Vanessa’s lawyer said the deputies “poured salt in an unhealable wound” by using their cellphones to take the photos for personal use. The lawyer described “pictures of broken bodies, close-ups of limbs and burnt flesh.”
The lawyer played the deposition of a Sheriff’s detective who said his wife didn’t want to see the photos, and that’s when he told her they showed “piles of meat.”
The attorney says Vanessa lives “in fear, anxiety and terror” that someday she and her family will see the photos.
The lawyer said Vanessa’s children were her everything, Kobe was her everything, and she will be forever haunted by what the deputies did.
The crux of the case involves L.A. County Sheriff’s deputies who took photos of the bodies of Kobe and daughter Gianna at the crash scene and then shared it with colleagues. In one case, a deputy allegedly showed the photos to a woman at a bar, and the bartender is the one who blew the whistle on him.
Vanessa claims in the lawsuit … the conduct of the deputies caused her severe emotional distress, adding it was an invasion of privacy.
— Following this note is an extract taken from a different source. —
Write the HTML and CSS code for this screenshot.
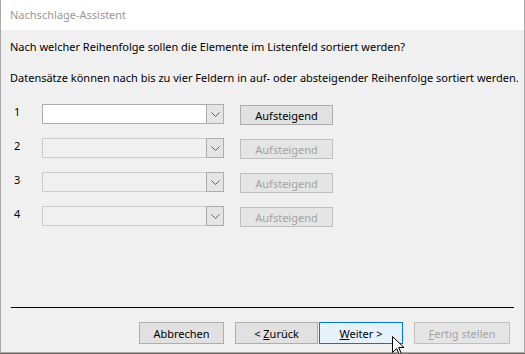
FILE: index.html
```html
<!DOCTYPE html>
<html>
<head>
    <title>Nachschlage-Assistent</title>
    <meta charset="UTF-8">
    <link rel="stylesheet" href="styles.css">
</head>
<body>
    <div class="window">
        <div class="titlebar">Nachschlage-Assistent</div>

        <div class="content">
            <p class="question">Nach welcher Reihenfolge sollen die Elemente im Listenfeld sortiert werden?</p>
            <p class="hint">Datensätze können nach bis zu vier Feldern in auf- oder absteigender Reihenfolge sortiert werden.</p>

            <div class="sort-rows">
                <div class="sort-row">
                    <span class="num">1</span>
                    <div class="combo">
                        <span class="combo-field"></span>
                        <span class="combo-arrow">
                            <svg width="9" height="5" viewBox="0 0 9 5"><path d="M0.5 0.5 L4.5 4.5 L8.5 0.5" fill="none" stroke="#606060" stroke-width="1"/></svg>
                        </span>
                    </div>
                    <button class="btn">Aufsteigend</button>
                </div>
                <div class="sort-row disabled">
                    <span class="num">2</span>
                    <div class="combo">
                        <span class="combo-field"></span>
                        <span class="combo-arrow">
                            <svg width="9" height="5" viewBox="0 0 9 5"><path d="M0.5 0.5 L4.5 4.5 L8.5 0.5" fill="none" stroke="#606060" stroke-width="1"/></svg>
                        </span>
                    </div>
                    <button class="btn" disabled>Aufsteigend</button>
                </div>
                <div class="sort-row disabled">
                    <span class="num">3</span>
                    <div class="combo">
                        <span class="combo-field"></span>
                        <span class="combo-arrow">
                            <svg width="9" height="5" viewBox="0 0 9 5"><path d="M0.5 0.5 L4.5 4.5 L8.5 0.5" fill="none" stroke="#606060" stroke-width="1"/></svg>
                        </span>
                    </div>
                    <button class="btn" disabled>Aufsteigend</button>
                </div>
                <div class="sort-row disabled">
                    <span class="num">4</span>
                    <div class="combo">
                        <span class="combo-field"></span>
                        <span class="combo-arrow">
                            <svg width="9" height="5" viewBox="0 0 9 5"><path d="M0.5 0.5 L4.5 4.5 L8.5 0.5" fill="none" stroke="#606060" stroke-width="1"/></svg>
                        </span>
                    </div>
                    <button class="btn" disabled>Aufsteigend</button>
                </div>
            </div>
        </div>

        <div class="footer">
            <div class="separator"></div>
            <div class="buttons">
                <button class="btn btn-wide">Abbrechen</button>
                <button class="btn btn-back">&lt; <u>Z</u>urück</button>
                <button class="btn btn-next default">
                    <u>W</u>eiter &gt;
                    <svg class="cursor" width="13" height="20" viewBox="0 0 13 20">
                        <path d="M0.5 0.5 L0.5 16.5 L4.5 12.5 L7.5 19 L9.5 18 L6.7 11.5 L12 11.5 Z" fill="#fff" stroke="#000" stroke-width="1" stroke-linejoin="miter"/>
                    </svg>
                </button>
                <button class="btn btn-finish" disabled><u>F</u>ertig stellen</button>
            </div>
        </div>
    </div>
</body>
</html>
```

FILE: styles.css
```css
/* Dialog im Stil von Windows 10 */
body {
    margin: 0;
    background-color: #6e6a68;
    font-family: "Noto Sans", "Open Sans", sans-serif;
    font-size: 11px;
    color: #000;
}

.window {
    width: 523px;
    height: 352px;
    border-left: 1px solid #aaaaaa;
    border-right: 1px solid #aaaaaa;
    border-bottom: 1px solid #aaaaaa;
    background-color: #f0f0f0;
    display: flex;
    flex-direction: column;
}

.titlebar {
    height: 30px;
    line-height: 30px;
    padding-left: 9px;
    background-color: #fff;
    color: #999;
}

.content {
    flex: 1;
    padding: 0 9px;
}

.question,
.hint {
    margin: 0;
    line-height: 16px;
    white-space: nowrap;
}

.question {
    margin-top: 9px;
}

.hint {
    margin-top: 15px;
}

.sort-rows {
    margin-top: 18px;
    display: flex;
    flex-direction: column;
    gap: 14px;
}

.sort-row {
    display: flex;
    align-items: flex-start;
    height: 20px;
}

.num {
    width: 28px;
    padding-left: 4px;
    line-height: 16px;
}

.combo {
    display: flex;
    width: 182px;
    height: 20px;
    box-sizing: border-box;
    border: 1px solid #adadad;
    background-color: #fff;
}

.combo-field {
    flex: 1;
}

.combo-arrow {
    width: 16px;
    display: flex;
    align-items: center;
    justify-content: center;
    background-color: #e5e5e5;
    border-left: 1px solid #adadad;
}

.btn {
    font-family: inherit;
    font-size: 11px;
    height: 20px;
    width: 93px;
    padding: 0;
    margin-top: 1px;
    margin-left: 16px;
    border: 1px solid #adadad;
    background-color: #e1e1e1;
    color: #000;
}

.btn:disabled {
    border-color: #bfbfbf;
    background-color: #e5e5e5;
    color: #a3a3a3;
}

.sort-row.disabled .combo {
    background-color: #f0f0f0;
    border-color: #cccccc;
}

.sort-row.disabled .combo-arrow {
    border: 1px solid #adadad;
    margin: -1px -1px -1px 0;
}

/* Unterer Bereich mit Trennlinie */
.footer {
    padding: 0 10px 8px 10px;
}

.separator {
    height: 1px;
    background-color: #000;
    margin-bottom: 14px;
}

.buttons {
    display: flex;
    justify-content: flex-end;
    padding-right: 4px;
}

.buttons .btn {
    height: 22px;
    margin: 0;
}

.btn-wide {
    width: 85px;
}

.btn-back {
    width: 83px;
    margin-left: 11px !important;
}

.btn-next {
    width: 84px;
    margin-left: 1px !important;
    position: relative;
}

.btn-finish {
    width: 96px;
    margin-left: 11px !important;
}

.btn.default {
    border-color: #0078d7;
    background-color: #e5f1fb;
}

.cursor {
    position: absolute;
    left: 72px;
    top: 13px;
}
```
Lawyers for L.A. County responded by claiming Vanessa’s emotional distress is rooted in the crash, not the photos.
California Governor Gavin Newsom signed a bill into law 2 years ago — called the Kobe Bryant Act — making it a crime for first responders to share photos of a dead person at a crime scene for purposes unrelated to the case. The crime is punishable by a $1,000 fine.